I confess to having lost it the last few days. Joseph was in a terrific summer program for high-functioning special needs kids, and every weekday for the last month we packed him up and sent him off for another great morning of academics, swimming and bowling.

That ended 9 days ago. Since then I’ve been with him every day. All day. It’s not that we’re not doing stuff, but that’s part of the problem. We have a play date, for instance, and I get to see — right smack dab in my face — how my kid can’t relate to other kids. How he obsesses about certain subjects, bringing them up over and over again. How he can’t let 5 minutes go by without calling for me to make sure I haven’t escaped.

I am done with Facebook, because today I saw a post with gorgeous pictures of my friend going to Utah with 4 other moms and 15 kids. I think Joseph would rather die than be stuck in such a noisy, high-stimulus situation. Facebook is like a yearly holiday letter on steroids — all the highlights and none of the misery.  Or perhaps I’m just more miserable than other people.

Ok, pity party is over. The Buddhists call it the comparing mind — looking at what others have and do, and comparing it with one’s self — and it basically makes a person miserable. I seem to be stuck in this frame of mind, and it’s not working for me. Not working at all.

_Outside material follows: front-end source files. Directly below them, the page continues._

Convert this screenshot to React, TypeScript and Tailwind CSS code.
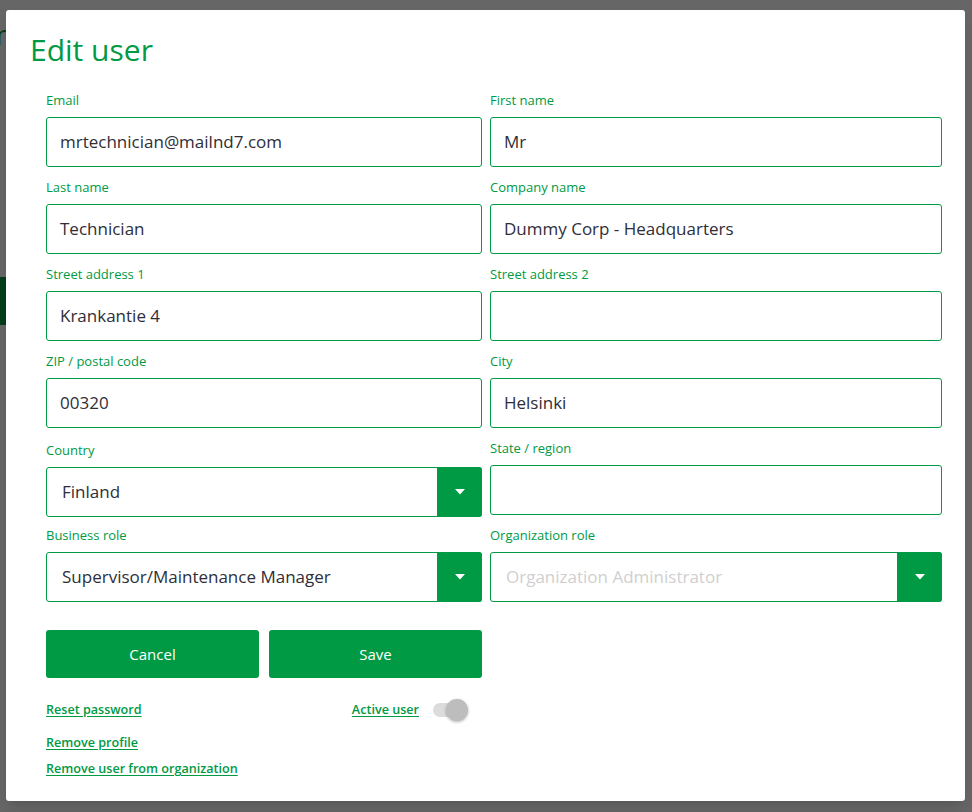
import { useState } from "react";

type Field = {
  label: string;
  value: string;
  select?: boolean;
  placeholder?: string;
  shift?: boolean;
};

const fields: Field[] = [
  { label: "Email", value: "mrtechnician@mailnd7.com" },
  { label: "First name", value: "Mr" },
  { label: "Last name", value: "Technician" },
  { label: "Company name", value: "Dummy Corp - Headquarters" },
  { label: "Street address 1", value: "Krankantie 4" },
  { label: "Street address 2", value: "" },
  { label: "ZIP / postal code", value: "00320" },
  { label: "City", value: "Helsinki" },
  { label: "Country", value: "Finland", select: true, shift: true },
  { label: "State / region", value: "" },
  { label: "Business role", value: "Supervisor/Maintenance Manager", select: true },
  { label: "Organization role", value: "", placeholder: "Organization Administrator", select: true },
];

export default function App() {
  const [active, setActive] = useState(true);

  return (
    <div
      className="relative h-[812px] w-[972px] overflow-hidden bg-white"
      style={{ fontFamily: '"Open Sans", "Liberation Sans", sans-serif' }}
    >
      {/* page behind the dialog */}
      <div className="absolute inset-0 pt-[14px]">
        <p className="-ml-[14px] text-[28px] leading-[40px] text-[#009a44]">m</p>
        <div className="-ml-[18px] mt-[145px] text-[11px] leading-[12px] text-[#009a44]">
          <p>to</p>
          <p>is</p>
          <p>ut</p>
        </div>
        <div className="mt-[42px] h-[48px] w-[40px] bg-[#009a44]" />
      </div>
      <div className="absolute inset-0 bg-black/60" />

      <div className="absolute left-[6px] top-[10px] h-[791px] w-[959px] rounded-[3px] bg-white pl-[24px] pr-[23px] pt-[20px] shadow-lg">
        <h1 className="text-[30px] leading-[40px] text-[#009a44]">Edit user</h1>

        <div className="mt-[22px] pl-[16px]">
          <div className="grid grid-cols-[436px_452px] gap-x-2 gap-y-3">
            {fields.map((field) => (
              <FormField field={field} key={field.label} />
            ))}
          </div>

          <div className="mt-[28px] flex w-[436px] gap-[10px]">
            <button
              className="flex h-[48px] flex-1 items-center justify-center rounded-[3px] bg-[#009a44] text-[15px] text-white"
              type="button"
            >
              Cancel
            </button>
            <button
              className="flex h-[48px] flex-1 items-center justify-center rounded-[3px] bg-[#009a44] text-[15px] text-white"
              type="button"
            >
              Save
            </button>
          </div>

          <div className="mt-[21px] flex w-[436px] items-center">
            <LinkText>Reset password</LinkText>
            <div className="ml-auto mr-[14px] flex items-center gap-[14px]">
              <LinkText>Active user</LinkText>
              <button
                className="relative h-[22px] w-[35px]"
                onClick={() => setActive(!active)}
                type="button"
              >
                <span className="absolute left-0 top-[4px] h-[14px] w-[32px] rounded-full bg-[#dcdcdc]" />
                <span
                  className={`absolute top-0 h-[22px] w-[22px] rounded-full bg-[#bdbdbd] shadow-[0_1px_3px_rgba(0,0,0,0.3)] ${
                    active ? "left-[13px]" : "left-0"
                  }`}
                />
              </button>
            </div>
          </div>
          <div className="mt-[8px]">
            <LinkText>Remove profile</LinkText>
          </div>
          <div className="mt-[2px]">
            <LinkText>Remove user from organization</LinkText>
          </div>
        </div>
      </div>
    </div>
  );
}

function FormField({ field }: { field: Field }) {
  return (
    <div className={field.shift ? "-mb-[2px] mt-[2px]" : ""}>
      <label className="block text-[13px] leading-[16px] text-[#009a44]">{field.label}</label>
      <div className="mt-[9px] flex h-[50px] rounded-[3px] border border-[#009a44] bg-white">
        <div
          className={`flex flex-1 items-center text-[17px] ${field.select ? "pl-[15px]" : "pl-[13px]"} ${
            field.value ? "text-[#2e2e38]" : "text-[#cfcfcf]"
          }`}
        >
          {field.value || field.placeholder}
        </div>
        {field.select ? (
          <div className="-my-px -mr-px flex w-[45px] items-center justify-center rounded-r-[3px] bg-[#009a44]">
            <svg aria-hidden height="6" viewBox="0 0 10 6" width="10">
              <path d="M0 0h10L5 5.5z" fill="#fff" />
            </svg>
          </div>
        ) : null}
      </div>
    </div>
  );
}

function LinkText({ children }: { children: string }) {
  return (
    <a
      className="cursor-pointer text-[12.6px] font-semibold leading-[18px] text-[#009a44] underline underline-offset-2"
      href="#"
    >
      {children}
    </a>
  );
}
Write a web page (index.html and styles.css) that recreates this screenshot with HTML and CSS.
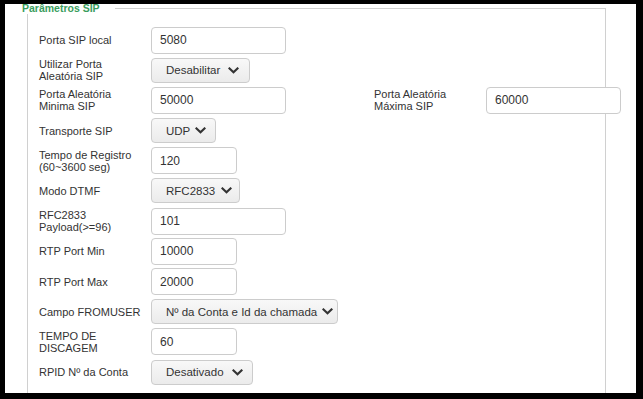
FILE: index.html
```html
<!DOCTYPE html>
<html lang="pt">
<head>
    <meta charset="UTF-8">
    <title>Parâmetros SIP</title>
    <link rel="stylesheet" href="styles.css">
</head>
<body>
    <div class="frame">
        <div class="group">
            <div class="group-title">Parâmetros SIP</div>

            <div class="row">
                <div class="field">
                    <label class="label">Porta SIP local</label>
                    <input class="input wide" type="text" value="5080">
                </div>
            </div>

            <div class="row">
                <div class="field">
                    <label class="label">Utilizar Porta Aleatória SIP</label>
                    <div class="select sel-random">Desabilitar <svg class="chev" width="11" height="7" viewBox="0 0 11 7"><polyline points="1.5,1.5 5.5,5.2 9.5,1.5"/></svg></div>
                </div>
            </div>

            <div class="row">
                <div class="field half">
                    <label class="label">Porta Aleatória Minima SIP</label>
                    <input class="input wide" type="text" value="50000">
                </div>
                <div class="field">
                    <label class="label">Porta Aleatória Máxima SIP</label>
                    <input class="input wide" type="text" value="60000">
                </div>
            </div>

            <div class="row">
                <div class="field">
                    <label class="label">Transporte SIP</label>
                    <div class="select sel-transport">UDP <svg class="chev" width="11" height="7" viewBox="0 0 11 7"><polyline points="1.5,1.5 5.5,5.2 9.5,1.5"/></svg></div>
                </div>
            </div>

            <div class="row">
                <div class="field">
                    <label class="label">Tempo de Registro (60~3600 seg)</label>
                    <input class="input short" type="text" value="120">
                </div>
            </div>

            <div class="row">
                <div class="field">
                    <label class="label">Modo DTMF</label>
                    <div class="select sel-dtmf">RFC2833 <svg class="chev" width="11" height="7" viewBox="0 0 11 7"><polyline points="1.5,1.5 5.5,5.2 9.5,1.5"/></svg></div>
                </div>
            </div>

            <div class="row">
                <div class="field">
                    <label class="label">RFC2833 Payload(&gt;=96)</label>
                    <input class="input wide" type="text" value="101">
                </div>
            </div>

            <div class="row">
                <div class="field">
                    <label class="label">RTP Port Min</label>
                    <input class="input short" type="text" value="10000">
                </div>
            </div>

            <div class="row">
                <div class="field">
                    <label class="label">RTP Port Max</label>
                    <input class="input short" type="text" value="20000">
                </div>
            </div>

            <div class="row">
                <div class="field">
                    <label class="label">Campo FROMUSER</label>
                    <div class="select sel-fromuser">Nº da Conta e Id da chamada <svg class="chev" width="11" height="7" viewBox="0 0 11 7"><polyline points="1.5,1.5 5.5,5.2 9.5,1.5"/></svg></div>
                </div>
            </div>

            <div class="row">
                <div class="field">
                    <label class="label">TEMPO DE DISCAGEM</label>
                    <input class="input short" type="text" value="60">
                </div>
            </div>

            <div class="row">
                <div class="field">
                    <label class="label">RPID Nº da Conta</label>
                    <div class="select sel-rpid">Desativado <svg class="chev" width="11" height="7" viewBox="0 0 11 7"><polyline points="1.5,1.5 5.5,5.2 9.5,1.5"/></svg></div>
                </div>
            </div>
        </div>
    </div>
</body>
</html>
```

FILE: styles.css
```css
html, body {
    margin: 0;
    padding: 0;
    background-color: #000;
}
body {
    font-family: "Liberation Sans", Arial, sans-serif;
    color: #333;
    padding: 4px 7px 6px 5px;
}
.frame {
    background-color: #fff;
    height: 389px;
    overflow: hidden;
}
.group {
    position: relative;
    margin: 4px 30px 0 22px;
    border: 1px solid #d0d0d0;
    border-bottom: none;
    padding: 16px 0 40px 11px;
}
/* legend sits half under the top edge of the frame, as in the app */
.group-title {
    position: absolute;
    top: -6px;
    left: -12px;
    background-color: #fff;
    padding: 0 15px 0 6px;
    font-size: 10.5px;
    line-height: 11px;
    font-weight: bold;
    color: #3a9d5d;
}
.row {
    display: flex;
    align-items: center;
    height: 30px;
    margin-bottom: 0.2px;
}
.field {
    display: flex;
    align-items: center;
    flex-shrink: 0;
}
.field.half {
    width: 335px;
}
.label {
    width: 105px;
    margin-right: 7px;
    flex-shrink: 0;
    font-size: 11px;
    color: #333;
}
.input {
    box-sizing: border-box;
    height: 27px;
    border: 1px solid #ccc;
    border-radius: 4px;
    padding: 0 8px;
    font-family: "Liberation Sans", Arial, sans-serif;
    font-size: 12px;
    color: #333;
    background-color: #fff;
    margin: 0;
}
.input.wide {
    width: 135px;
}
.input.short {
    width: 86px;
}
.select {
    box-sizing: border-box;
    height: 25px;
    display: flex;
    align-items: center;
    gap: 6px;
    padding: 0 0 0 14px;
    border: 1px solid #ccc;
    border-radius: 4px;
    background: linear-gradient(#f8f8f8, #ebebeb);
    font-size: 11.5px;
    color: #333;
    white-space: nowrap;
}
.sel-random {
    width: 99px;
    gap: 8px;
}
.sel-transport {
    width: 65px;
    gap: 5px;
}
.sel-dtmf {
    width: 89px;
    gap: 6px;
}
.sel-fromuser {
    width: 187px;
    gap: 5px;
}
.sel-rpid {
    width: 102px;
    gap: 8px;
}
.chev polyline {
    fill: none;
    stroke: #333;
    stroke-width: 2.2;
    stroke-linecap: square;
}
```
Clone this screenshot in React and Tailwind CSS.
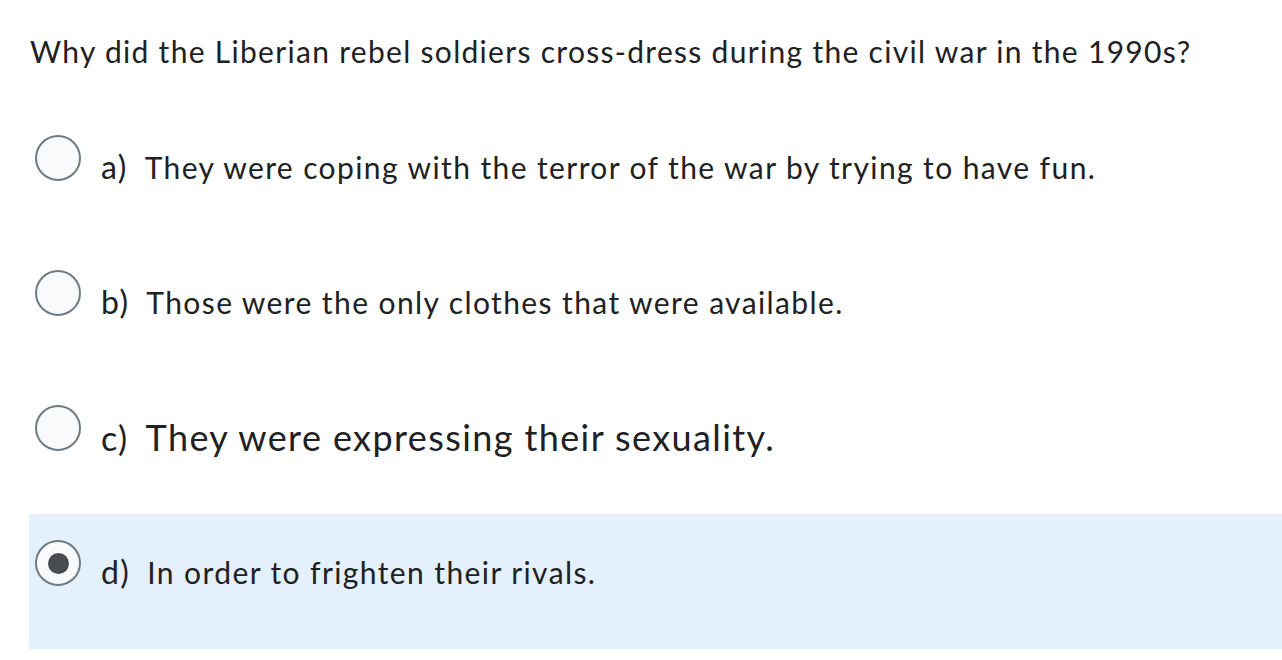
import React from 'react'

const options = [
  { id: 'a', label: 'a)', text: 'They were coping with the terror of the war by trying to have fun.', labelSize: 'text-[32px]', textSize: 'text-[30px]' },
  { id: 'b', label: 'b)', text: 'Those were the only clothes that were available.', labelSize: 'text-[32px]', textSize: 'text-[30px]' },
  { id: 'c', label: 'c)', text: 'They were expressing their sexuality.', labelSize: 'text-[34px]', textSize: 'text-[36px]' },
  { id: 'd', label: 'd)', text: 'In order to frighten their rivals.', labelSize: 'text-[32px]', textSize: 'text-[30px]' },
]

const Radio = ({ checked }) => (
  <span className="w-[46px] h-[46px] shrink-0 rounded-full border-2 border-[#6f7b83] bg-[#f9fafc] flex items-center justify-center">
    {checked && <span className="w-[21px] h-[21px] rounded-full bg-[#494c4e]" />}
  </span>
)

const App = () => {
  const selected = 'd'

  return (
    <div className="w-[1282px] h-[660px] bg-white text-[#202122] font-['Lato',sans-serif] tracking-[1.4px] overflow-hidden">

      {/* Question */}
      <p className="pt-[31px] pl-[30px] text-[30px] leading-[40px] tracking-[1.3px]">
        Why did the Liberian rebel soldiers cross-dress during the civil war in the 1990s?
      </p>

      {/* Answers */}
      <div className="mt-[38px] ml-[29px]">
        {options.map(opt => (
          <div
            key={opt.id}
            className={`h-[135px] flex items-start pl-[6px] pt-[26px] ${opt.id === selected ? 'bg-[#e4f0fc]' : ''}`}
          >
            <Radio checked={opt.id === selected} />
            <div className="flex items-baseline ml-[20px] mt-[12px] h-[40px]">
              <span className={`${opt.labelSize} leading-[40px]`}>{opt.label}</span>
              <span className={`${opt.textSize} leading-[40px] ml-[17px]`}>{opt.text}</span>
            </div>
          </div>
        ))}
      </div>

    </div>
  )
}

export default App
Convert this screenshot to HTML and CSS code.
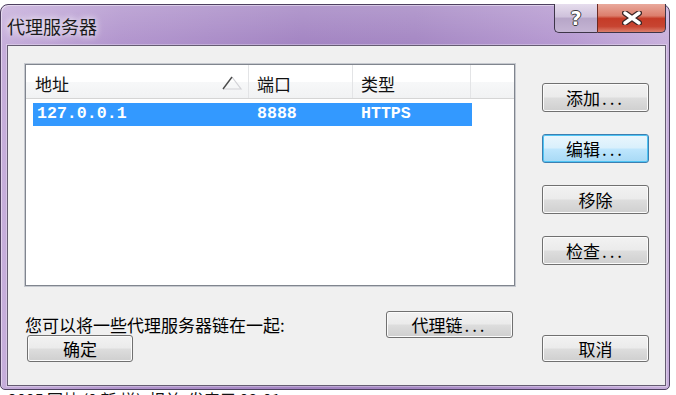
FILE: index.html
```html
<!DOCTYPE html>
<html lang="zh-CN">

<head>
    <meta charset="UTF-8" />
    <meta name="viewport" content="width=device-width, initial-scale=1.0" />
    <title>代理服务器</title>

    <!-- css -->

    <link rel="stylesheet" href="styles.css">

</head>

<body>
    <div class="window">

        <div class="titlebar">
            <span class="title">代理服务器</span>
            <div class="caption">
                <button class="cap help">?</button>
                <button class="cap close">
                    <svg width="20" height="14" viewBox="0 0 20 14">
                        <path d="M3 2 L17 12 M17 2 L3 12" stroke="#3b2525" stroke-width="6" stroke-linecap="round" fill="none" />
                        <path d="M3 2 L17 12 M17 2 L3 12" stroke="#ffffff" stroke-width="3.4" stroke-linecap="round" fill="none" />
                    </svg>
                </button>
            </div>
        </div>

        <div class="client">

            <div class="top">
                <div class="listview">
                    <div class="lv-header">
                        <div class="col first">
                            <span>地址</span>
                            <svg class="sort" width="21" height="14" viewBox="0 0 21 14">
                                <path d="M10 1 L19 13 L1 13" stroke="#d2d2d6" stroke-width="1.2" fill="none" />
                                <path d="M1 13 L10 1" stroke="#4a4a4a" stroke-width="1.4" fill="none" />
                            </svg>
                        </div>
                        <div class="col">端口</div>
                        <div class="col">类型</div>
                        <div class="col last"></div>
                    </div>
                    <div class="lv-row selected">
                        <div class="cell">127.0.0.1</div>
                        <div class="cell">8888</div>
                        <div class="cell">HTTPS</div>
                    </div>
                </div>

                <div class="side">
                    <button class="btn">添加<span class="dots">...</span></button>
                    <button class="btn default">编辑<span class="dots">...</span></button>
                    <button class="btn">移除</button>
                    <button class="btn">检查<span class="dots">...</span></button>
                </div>
            </div>

            <div class="chain-row">
                <span class="hint">您可以将一些代理服务器链在一起:</span>
                <button class="btn chain">代理链<span class="dots">...</span></button>
            </div>

            <div class="action-row">
                <button class="btn ok">确定</button>
                <button class="btn cancel">取消</button>
            </div>

        </div>
    </div>

    <p class="behind">2005 回帖 (0 新 增)&nbsp; 相关&nbsp; 发表于 08-01</p>
</body>

</html>
```

FILE: styles.css
```css
body {
    margin: 0;
    background-color: #ffffff;
    overflow: hidden;
    font-family: "Noto Sans CJK SC", "Noto Sans", sans-serif;
}

button {
    font-family: inherit;
    cursor: pointer;
}

/* window frame */

.window {
    box-sizing: border-box;
    width: 670px;
    height: 386px;
    margin-top: 4px;
    padding: 0 3px 3px 6px;
    border: 1px solid #4e4060;
    border-radius: 8px 8px 5px 5px;
    display: flex;
    flex-direction: column;
    background:
        linear-gradient(180deg, rgba(255, 255, 255, 0.18), rgba(255, 255, 255, 0) 42px),
        linear-gradient(90deg, #c6aedb 0%, #b194cd 18%, #a283c2 45%, #a486c3 62%, #b699d1 85%, #c8b0dc 100%);
    box-shadow: inset 1px 1px 0 rgba(255, 255, 255, 0.45);
}

.titlebar {
    height: 40px;
    display: flex;
    justify-content: space-between;
    align-items: flex-start;
}

.title {
    align-self: center;
    margin-top: 2px;
    font-size: 18px;
    line-height: 1;
    color: #1b1b1b;
    text-shadow: 0 0 6px rgba(255, 255, 255, 0.9), 0 0 10px rgba(255, 255, 255, 0.6);
}

.caption {
    display: flex;
    margin-top: -1px;
}

.cap {
    height: 29px;
    padding: 0;
    border: 1px solid #3d3548;
    border-top: none;
    display: flex;
    align-items: center;
    justify-content: center;
}

.cap.help {
    width: 43px;
    border-right: none;
    border-radius: 0 0 0 5px;
    background: linear-gradient(#e6dded, #cfc2dc 45%, #b7a6c8 52%, #c5b5d4 100%);
    color: #ffffff;
    font-family: "DejaVu Sans", sans-serif;
    font-weight: bold;
    font-size: 19px;
    text-shadow: 1px 0 0 #3a3a3a, -1px 0 0 #3a3a3a, 0 1px 0 #3a3a3a, 0 -1px 0 #3a3a3a;
}

.cap.close {
    width: 69px;
    border-left: 1px solid #6b2a22;
    border-radius: 0 0 5px 0;
    background: linear-gradient(#e9a99c 0%, #dc7e6c 42%, #c53b27 52%, #c74431 80%, #dc7f6c 100%);
}

/* client area */

.client {
    flex: 1;
    box-sizing: border-box;
    padding: 18px 16px 0 17px;
    background-color: #f0f0f0;
    border: 1px solid #655c72;
    box-shadow: 0 0 0 1px rgba(255, 255, 255, 0.3);
}

.top {
    display: flex;
    gap: 27px;
}

.listview {
    box-sizing: border-box;
    width: 490px;
    height: 222px;
    background-color: #ffffff;
    border: 1px solid #80858e;
    box-shadow: 0 0 0 1px #c6c9cf;
}

.lv-header {
    display: grid;
    grid-template-columns: 223px 104px 118px 1fr;
    height: 33px;
    background: linear-gradient(#ffffff 0%, #ffffff 50%, #f7f8f9 51%, #f1f2f3 100%);
    border-bottom: 1px solid #d5d5d5;
}

.col {
    display: flex;
    align-items: center;
    padding: 3px 0 0 8px;
    font-size: 17px;
    line-height: 1;
    color: #111111;
    border-right: 1px solid #e3e4e6;
}

.col.first {
    justify-content: space-between;
    padding-left: 9px;
    padding-right: 5px;
}

.col.last {
    border-right: none;
}

.lv-row {
    display: grid;
    grid-template-columns: 216px 104px 119px;
    width: 439px;
    height: 23px;
    margin: 4px 0 0 7px;
}

.lv-row.selected {
    background-color: #3399ff;
    color: #ffffff;
}

.cell {
    display: flex;
    align-items: center;
    padding-left: 8px;
    font-family: "Liberation Mono", monospace;
    font-weight: bold;
    font-size: 16.6px;
    line-height: 1;
}

.cell:first-child {
    padding-left: 4px;
}

/* buttons */

.side {
    display: flex;
    flex-direction: column;
    gap: 22px;
    padding-top: 19px;
}

.btn {
    box-sizing: border-box;
    width: 107px;
    height: 29px;
    padding: 0;
    border: 1px solid #707070;
    border-radius: 3px;
    background: linear-gradient(#f2f2f2 0%, #ebebeb 48%, #dddddd 52%, #cfcfcf 100%);
    box-shadow: inset 0 0 0 1px #fbfbfb;
    font-size: 17px;
    line-height: 1;
    color: #000000;
    display: flex;
    align-items: center;
    justify-content: center;
}

.btn.default {
    border-color: #3c7fb1;
    background: linear-gradient(#eaf6fd 0%, #d9f0fc 48%, #bee6fd 52%, #a7d9f5 100%);
    box-shadow: inset 0 0 0 1px #4fc4f4;
}

.dots {
    letter-spacing: 3px;
    margin-left: 2px;
}

.chain-row {
    display: grid;
    grid-template-columns: 361px 127px;
    align-items: center;
    margin-top: 25px;
    height: 27px;
}

.hint {
    font-size: 17px;
    line-height: 1;
    color: #000000;
}

.btn.chain {
    width: 127px;
    height: 27px;
}

.action-row {
    display: flex;
    justify-content: space-between;
    margin-top: -3px;
    padding-left: 2px;
}

.btn.ok {
    width: 106px;
    height: 27px;
}

.btn.cancel {
    height: 27px;
}

/* text of the page behind the dialog */

.behind {
    margin: 0;
    padding: 1px 0 0 8px;
    font-size: 16px;
    line-height: 16px;
    color: #111111;
}
```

In other news, Blue Eyes and I recently went to a gathering with a spiritual teacher. As is my habit, I asked if he would comment on autism. He said that these kids are our teachers. He also said that they don’t, and they won’t, conform to society’s standards. Every time Joseph does something out of the norm — which is extremely often — Blue Eyes and I repeat that little phrase. They don’t, and they won’t, conform.

For instance, here is Joseph on a hike the other day. Note that he has on a sweatshirt, t-shirt and long pants. Note that he has sticks on his head. It was a blazing hot day when we went on that hike — Blue Eyes and I were in light shirts and shorts — but Joseph insisted on wearing these warm clothes. He thought the sticks on his head were the funniest thing ever, and he wore them happily as we passed by strangers and said hello.

Sticks I can deal with. Yesterday we were at the lake with a lovely, bossy little girl who orders Joseph to play with her (I love it). Joseph did his best to ignore her, drawing pictures in the sand with his finger and narrating stories about them out loud to himself. When he’d finish a picture, he’d stand up and flap his hands — flap, flap, flap, flap, flap, flap — then bend down and start the next picture.

This is hard on me. I don’t like announcing to the world — or to people at  the beach — that my kid has autism, and there’s nothing like flapping to announce it. Joseph, on the other hand, is perfectly happy doing what he’s doing. Why is it so hard for me to show the world that my kid, and me by extension, isn’t perfect? Why do I need so much to conform?

I feel the disconnection from my Self, from Spirit, when I resist life being the way it is. The more I resist, the more stressed I am, and it’s manifesting physically. Yesterday evening I was so dizzy I had to go to bed at 7:30pm. I’m having major jaw trouble, and hearing a roaring in my ear.

My little teacher is making it very obvious that I’m going to have to let it go. Let go and let God. Let it be just the way it is. If you fight with reality you always lose, right? He doesn’t and he won’t, and that’s how it is. I need to stop fighting that he doesn’t and he won’t.

My focus is shifting now to opening and surrendering. It’s time to remember my sense of humor (which gives one perspective) and to see the Divine in the situation. It’s time to ask for help, for prayers, and to take some autism breaks to renew and recharge myself.

Joseph doesn’t and won’t conform, but what I can and will do is to let it be exactly the way it is. And, even beyond that, I can open to the Divine perfection behind it all.